**Direction:** For this exercise, return only the lines from the line containing "Convert this screenshot" through the line containing "w-[36px] shrink-0 overflow-visible", both ends included, exactly as they are.
----
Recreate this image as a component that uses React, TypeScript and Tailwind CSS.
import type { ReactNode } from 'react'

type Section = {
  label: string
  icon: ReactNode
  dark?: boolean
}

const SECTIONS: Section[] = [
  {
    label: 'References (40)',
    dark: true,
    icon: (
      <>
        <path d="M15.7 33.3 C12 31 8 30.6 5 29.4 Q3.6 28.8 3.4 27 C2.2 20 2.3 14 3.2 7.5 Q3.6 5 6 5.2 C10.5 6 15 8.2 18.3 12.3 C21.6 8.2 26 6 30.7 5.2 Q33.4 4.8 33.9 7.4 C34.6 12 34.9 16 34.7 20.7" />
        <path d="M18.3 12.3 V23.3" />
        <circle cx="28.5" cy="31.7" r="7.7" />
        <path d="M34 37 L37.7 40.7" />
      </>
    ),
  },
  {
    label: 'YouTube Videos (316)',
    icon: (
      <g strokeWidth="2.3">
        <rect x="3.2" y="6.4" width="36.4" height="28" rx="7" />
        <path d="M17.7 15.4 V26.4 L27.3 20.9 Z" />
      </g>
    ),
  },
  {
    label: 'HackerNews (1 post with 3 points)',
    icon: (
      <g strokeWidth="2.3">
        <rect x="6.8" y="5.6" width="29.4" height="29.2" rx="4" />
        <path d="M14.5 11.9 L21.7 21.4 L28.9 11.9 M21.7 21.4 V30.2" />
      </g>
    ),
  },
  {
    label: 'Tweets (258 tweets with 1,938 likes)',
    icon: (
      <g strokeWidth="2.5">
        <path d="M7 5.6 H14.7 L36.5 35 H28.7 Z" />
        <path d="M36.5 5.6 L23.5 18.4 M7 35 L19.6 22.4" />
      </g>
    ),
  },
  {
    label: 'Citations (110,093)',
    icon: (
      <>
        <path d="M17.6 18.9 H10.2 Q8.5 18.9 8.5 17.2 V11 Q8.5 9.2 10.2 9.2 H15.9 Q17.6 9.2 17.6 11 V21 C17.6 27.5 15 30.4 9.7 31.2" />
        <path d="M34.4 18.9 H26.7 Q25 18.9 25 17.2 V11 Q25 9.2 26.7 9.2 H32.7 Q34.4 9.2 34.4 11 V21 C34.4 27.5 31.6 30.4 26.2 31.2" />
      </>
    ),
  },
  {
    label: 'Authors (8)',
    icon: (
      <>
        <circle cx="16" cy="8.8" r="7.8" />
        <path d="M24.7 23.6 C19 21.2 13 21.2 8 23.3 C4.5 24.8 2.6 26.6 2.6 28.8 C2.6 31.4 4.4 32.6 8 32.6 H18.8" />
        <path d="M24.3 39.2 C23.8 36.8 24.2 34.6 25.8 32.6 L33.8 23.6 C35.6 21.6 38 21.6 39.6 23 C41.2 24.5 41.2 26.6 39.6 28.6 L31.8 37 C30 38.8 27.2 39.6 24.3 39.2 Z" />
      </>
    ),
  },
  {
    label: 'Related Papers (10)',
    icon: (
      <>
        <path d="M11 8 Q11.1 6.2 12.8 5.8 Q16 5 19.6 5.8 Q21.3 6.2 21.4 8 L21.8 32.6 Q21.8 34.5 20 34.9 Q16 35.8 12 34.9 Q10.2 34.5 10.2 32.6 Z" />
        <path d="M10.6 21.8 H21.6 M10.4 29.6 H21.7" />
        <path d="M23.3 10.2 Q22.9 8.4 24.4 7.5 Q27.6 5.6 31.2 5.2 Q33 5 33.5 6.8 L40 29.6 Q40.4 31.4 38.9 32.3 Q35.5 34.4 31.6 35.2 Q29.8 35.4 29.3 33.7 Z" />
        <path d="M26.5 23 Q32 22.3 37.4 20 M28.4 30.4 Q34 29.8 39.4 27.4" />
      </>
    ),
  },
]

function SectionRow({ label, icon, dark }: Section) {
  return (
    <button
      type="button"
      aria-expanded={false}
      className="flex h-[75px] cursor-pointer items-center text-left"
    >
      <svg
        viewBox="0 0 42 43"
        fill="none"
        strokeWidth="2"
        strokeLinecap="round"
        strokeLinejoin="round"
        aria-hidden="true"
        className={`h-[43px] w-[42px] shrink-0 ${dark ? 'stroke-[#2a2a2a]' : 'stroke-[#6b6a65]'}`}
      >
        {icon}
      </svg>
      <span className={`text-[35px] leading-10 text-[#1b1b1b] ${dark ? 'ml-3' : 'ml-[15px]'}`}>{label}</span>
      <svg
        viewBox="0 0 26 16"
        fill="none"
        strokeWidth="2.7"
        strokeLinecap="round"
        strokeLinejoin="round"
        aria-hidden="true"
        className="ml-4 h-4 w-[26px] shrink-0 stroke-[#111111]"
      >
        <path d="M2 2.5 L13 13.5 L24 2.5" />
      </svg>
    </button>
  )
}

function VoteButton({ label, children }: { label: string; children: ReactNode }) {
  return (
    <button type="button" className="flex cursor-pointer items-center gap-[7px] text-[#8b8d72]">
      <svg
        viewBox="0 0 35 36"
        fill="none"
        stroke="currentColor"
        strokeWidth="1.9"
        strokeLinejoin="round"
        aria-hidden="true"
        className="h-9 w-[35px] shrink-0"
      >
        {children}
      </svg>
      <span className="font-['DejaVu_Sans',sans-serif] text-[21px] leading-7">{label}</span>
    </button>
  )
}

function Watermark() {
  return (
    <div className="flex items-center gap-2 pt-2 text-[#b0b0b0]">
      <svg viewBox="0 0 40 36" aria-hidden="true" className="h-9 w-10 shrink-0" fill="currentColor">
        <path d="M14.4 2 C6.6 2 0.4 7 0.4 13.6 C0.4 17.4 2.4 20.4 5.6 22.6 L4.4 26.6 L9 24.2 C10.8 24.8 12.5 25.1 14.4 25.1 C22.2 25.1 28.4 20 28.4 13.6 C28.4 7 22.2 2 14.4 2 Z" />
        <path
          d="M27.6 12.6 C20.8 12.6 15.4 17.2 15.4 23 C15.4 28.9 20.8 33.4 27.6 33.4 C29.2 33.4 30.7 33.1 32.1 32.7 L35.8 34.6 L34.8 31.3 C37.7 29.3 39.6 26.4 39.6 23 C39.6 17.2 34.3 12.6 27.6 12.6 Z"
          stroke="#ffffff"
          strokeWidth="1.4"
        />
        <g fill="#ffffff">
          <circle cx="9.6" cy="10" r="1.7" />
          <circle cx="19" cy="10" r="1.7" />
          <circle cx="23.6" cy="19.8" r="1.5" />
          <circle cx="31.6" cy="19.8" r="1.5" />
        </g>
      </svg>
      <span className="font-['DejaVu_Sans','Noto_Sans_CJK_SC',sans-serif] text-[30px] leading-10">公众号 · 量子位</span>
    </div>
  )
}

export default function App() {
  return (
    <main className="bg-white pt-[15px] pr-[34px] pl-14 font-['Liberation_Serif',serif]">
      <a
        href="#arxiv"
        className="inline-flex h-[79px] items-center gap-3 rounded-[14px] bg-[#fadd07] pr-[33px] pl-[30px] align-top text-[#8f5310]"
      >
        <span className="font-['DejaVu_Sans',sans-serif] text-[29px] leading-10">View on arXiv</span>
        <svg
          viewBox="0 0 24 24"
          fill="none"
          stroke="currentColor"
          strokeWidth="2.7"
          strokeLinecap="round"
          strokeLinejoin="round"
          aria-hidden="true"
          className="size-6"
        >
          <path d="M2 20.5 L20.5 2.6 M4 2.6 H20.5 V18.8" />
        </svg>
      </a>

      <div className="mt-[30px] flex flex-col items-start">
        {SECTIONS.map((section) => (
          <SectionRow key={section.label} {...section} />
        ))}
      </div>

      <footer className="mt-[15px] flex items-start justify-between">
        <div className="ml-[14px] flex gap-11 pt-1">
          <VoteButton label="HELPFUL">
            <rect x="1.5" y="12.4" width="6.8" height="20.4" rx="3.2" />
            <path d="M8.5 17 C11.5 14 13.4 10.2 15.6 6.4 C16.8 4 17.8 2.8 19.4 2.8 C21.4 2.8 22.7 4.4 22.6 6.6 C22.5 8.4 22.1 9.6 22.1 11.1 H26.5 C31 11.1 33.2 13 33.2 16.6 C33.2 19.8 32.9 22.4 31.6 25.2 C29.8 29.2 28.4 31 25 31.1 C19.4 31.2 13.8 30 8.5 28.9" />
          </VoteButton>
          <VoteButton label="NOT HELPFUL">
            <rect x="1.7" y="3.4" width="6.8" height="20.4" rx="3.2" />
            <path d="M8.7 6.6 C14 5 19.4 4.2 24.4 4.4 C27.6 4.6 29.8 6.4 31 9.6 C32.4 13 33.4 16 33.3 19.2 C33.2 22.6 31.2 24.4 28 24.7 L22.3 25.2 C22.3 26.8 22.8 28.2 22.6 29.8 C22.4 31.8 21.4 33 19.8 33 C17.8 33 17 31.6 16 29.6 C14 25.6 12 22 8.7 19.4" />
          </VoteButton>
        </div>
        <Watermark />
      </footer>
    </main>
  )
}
----
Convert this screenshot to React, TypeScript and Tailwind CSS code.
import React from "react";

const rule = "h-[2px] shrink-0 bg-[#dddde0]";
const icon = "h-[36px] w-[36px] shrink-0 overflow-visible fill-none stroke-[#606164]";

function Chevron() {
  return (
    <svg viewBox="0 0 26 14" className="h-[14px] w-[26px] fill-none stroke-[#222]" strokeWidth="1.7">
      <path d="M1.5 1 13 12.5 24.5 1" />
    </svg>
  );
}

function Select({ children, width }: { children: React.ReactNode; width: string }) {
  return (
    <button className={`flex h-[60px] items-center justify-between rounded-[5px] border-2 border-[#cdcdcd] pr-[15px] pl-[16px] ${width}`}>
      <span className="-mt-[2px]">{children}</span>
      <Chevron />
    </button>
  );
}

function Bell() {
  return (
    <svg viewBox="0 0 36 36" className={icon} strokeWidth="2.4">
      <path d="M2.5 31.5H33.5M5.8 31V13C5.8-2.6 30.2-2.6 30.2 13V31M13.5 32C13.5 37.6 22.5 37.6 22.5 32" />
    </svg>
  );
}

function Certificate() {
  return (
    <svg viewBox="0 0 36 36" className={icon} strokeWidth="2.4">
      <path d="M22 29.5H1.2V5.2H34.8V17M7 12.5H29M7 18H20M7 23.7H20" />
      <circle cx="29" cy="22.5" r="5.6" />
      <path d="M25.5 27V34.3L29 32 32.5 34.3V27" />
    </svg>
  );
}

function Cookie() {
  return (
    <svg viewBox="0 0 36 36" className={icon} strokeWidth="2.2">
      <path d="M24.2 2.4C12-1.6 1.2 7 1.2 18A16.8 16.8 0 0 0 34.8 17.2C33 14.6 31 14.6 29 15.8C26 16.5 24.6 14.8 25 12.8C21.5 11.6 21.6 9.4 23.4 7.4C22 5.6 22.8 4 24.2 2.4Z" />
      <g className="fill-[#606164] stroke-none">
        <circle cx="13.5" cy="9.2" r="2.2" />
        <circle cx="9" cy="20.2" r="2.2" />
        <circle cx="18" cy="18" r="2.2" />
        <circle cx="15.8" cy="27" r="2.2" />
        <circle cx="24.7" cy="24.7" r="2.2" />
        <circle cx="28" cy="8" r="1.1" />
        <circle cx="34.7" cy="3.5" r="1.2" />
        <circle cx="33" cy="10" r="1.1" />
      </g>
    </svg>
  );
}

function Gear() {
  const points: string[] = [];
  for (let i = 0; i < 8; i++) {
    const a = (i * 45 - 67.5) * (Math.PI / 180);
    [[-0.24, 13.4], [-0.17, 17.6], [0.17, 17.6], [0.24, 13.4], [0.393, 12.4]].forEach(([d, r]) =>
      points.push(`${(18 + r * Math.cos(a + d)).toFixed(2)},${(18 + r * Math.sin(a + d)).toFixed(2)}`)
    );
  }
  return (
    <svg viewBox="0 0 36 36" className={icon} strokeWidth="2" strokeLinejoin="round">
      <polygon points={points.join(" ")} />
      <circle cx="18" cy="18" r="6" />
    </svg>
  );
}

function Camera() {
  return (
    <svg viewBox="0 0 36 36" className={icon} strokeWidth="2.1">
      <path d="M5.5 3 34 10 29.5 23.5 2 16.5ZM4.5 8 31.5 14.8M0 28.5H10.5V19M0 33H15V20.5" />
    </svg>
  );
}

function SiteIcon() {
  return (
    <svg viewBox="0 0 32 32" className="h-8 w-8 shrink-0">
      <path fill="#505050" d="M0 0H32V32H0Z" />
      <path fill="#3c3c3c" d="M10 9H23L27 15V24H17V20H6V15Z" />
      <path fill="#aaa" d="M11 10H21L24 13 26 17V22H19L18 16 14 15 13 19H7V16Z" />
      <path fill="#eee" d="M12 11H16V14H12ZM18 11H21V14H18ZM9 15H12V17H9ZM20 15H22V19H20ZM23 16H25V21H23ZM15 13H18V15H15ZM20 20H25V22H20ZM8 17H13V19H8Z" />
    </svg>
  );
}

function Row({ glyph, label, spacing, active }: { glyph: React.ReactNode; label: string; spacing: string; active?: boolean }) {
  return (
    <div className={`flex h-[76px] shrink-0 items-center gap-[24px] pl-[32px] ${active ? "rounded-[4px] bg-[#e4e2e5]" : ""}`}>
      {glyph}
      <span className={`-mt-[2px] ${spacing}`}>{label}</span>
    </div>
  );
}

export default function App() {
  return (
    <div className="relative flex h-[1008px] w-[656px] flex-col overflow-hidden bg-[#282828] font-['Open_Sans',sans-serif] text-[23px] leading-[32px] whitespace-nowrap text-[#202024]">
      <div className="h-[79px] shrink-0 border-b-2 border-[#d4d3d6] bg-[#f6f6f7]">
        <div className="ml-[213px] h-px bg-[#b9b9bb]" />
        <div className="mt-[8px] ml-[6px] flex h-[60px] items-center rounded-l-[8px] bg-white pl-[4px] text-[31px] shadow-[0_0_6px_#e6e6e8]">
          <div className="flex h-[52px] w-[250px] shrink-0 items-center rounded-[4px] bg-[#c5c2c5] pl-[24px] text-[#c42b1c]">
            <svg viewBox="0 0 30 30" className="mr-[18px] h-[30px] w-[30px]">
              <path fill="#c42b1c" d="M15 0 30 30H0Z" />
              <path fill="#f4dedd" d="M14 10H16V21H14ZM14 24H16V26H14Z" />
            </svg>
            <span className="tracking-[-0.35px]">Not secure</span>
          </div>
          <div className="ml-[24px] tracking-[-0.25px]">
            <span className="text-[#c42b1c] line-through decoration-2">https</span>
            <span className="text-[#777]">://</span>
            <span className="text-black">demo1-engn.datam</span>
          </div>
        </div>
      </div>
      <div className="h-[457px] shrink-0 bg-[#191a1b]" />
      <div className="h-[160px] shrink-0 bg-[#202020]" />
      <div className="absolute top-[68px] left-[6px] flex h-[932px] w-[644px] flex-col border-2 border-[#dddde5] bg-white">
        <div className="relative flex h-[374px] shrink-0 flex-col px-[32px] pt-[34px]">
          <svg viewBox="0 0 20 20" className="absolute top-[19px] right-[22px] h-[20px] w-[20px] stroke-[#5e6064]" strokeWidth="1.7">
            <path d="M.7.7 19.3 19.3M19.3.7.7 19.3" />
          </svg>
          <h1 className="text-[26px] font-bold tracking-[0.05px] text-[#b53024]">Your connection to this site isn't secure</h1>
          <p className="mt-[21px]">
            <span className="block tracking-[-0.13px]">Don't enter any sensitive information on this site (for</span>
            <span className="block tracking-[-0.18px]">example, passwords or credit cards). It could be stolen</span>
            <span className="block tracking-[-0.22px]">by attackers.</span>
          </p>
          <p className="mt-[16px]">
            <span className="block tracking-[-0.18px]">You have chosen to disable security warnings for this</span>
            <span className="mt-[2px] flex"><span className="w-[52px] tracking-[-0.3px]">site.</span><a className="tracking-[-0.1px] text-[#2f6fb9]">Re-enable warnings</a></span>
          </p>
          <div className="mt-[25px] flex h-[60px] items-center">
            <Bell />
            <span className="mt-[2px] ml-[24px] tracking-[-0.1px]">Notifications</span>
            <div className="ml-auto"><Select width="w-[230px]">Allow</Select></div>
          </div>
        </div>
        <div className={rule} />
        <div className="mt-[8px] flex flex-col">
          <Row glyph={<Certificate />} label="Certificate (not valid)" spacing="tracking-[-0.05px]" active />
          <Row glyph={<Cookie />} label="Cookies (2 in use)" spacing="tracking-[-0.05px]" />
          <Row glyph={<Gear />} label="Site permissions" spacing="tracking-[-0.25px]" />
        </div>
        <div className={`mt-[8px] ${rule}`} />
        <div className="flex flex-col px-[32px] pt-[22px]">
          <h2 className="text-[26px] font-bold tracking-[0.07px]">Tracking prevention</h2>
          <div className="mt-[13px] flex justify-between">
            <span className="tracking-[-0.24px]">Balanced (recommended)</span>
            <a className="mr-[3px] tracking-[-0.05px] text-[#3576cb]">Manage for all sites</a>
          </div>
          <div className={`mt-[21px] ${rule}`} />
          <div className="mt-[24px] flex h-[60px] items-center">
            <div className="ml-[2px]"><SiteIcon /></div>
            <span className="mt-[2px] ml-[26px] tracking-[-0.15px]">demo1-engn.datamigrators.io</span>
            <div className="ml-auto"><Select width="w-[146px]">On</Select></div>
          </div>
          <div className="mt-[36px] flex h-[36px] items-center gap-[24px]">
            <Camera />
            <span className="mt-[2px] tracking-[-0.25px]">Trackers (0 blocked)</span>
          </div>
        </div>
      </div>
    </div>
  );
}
----
**Result below:**
Convert this screenshot to React, TypeScript and Tailwind CSS code.
import React from "react";

const rule = "h-[2px] shrink-0 bg-[#dddde0]";
const icon = "h-[36px] w-[36px] shrink-0 overflow-visible fill-none stroke-[#606164]";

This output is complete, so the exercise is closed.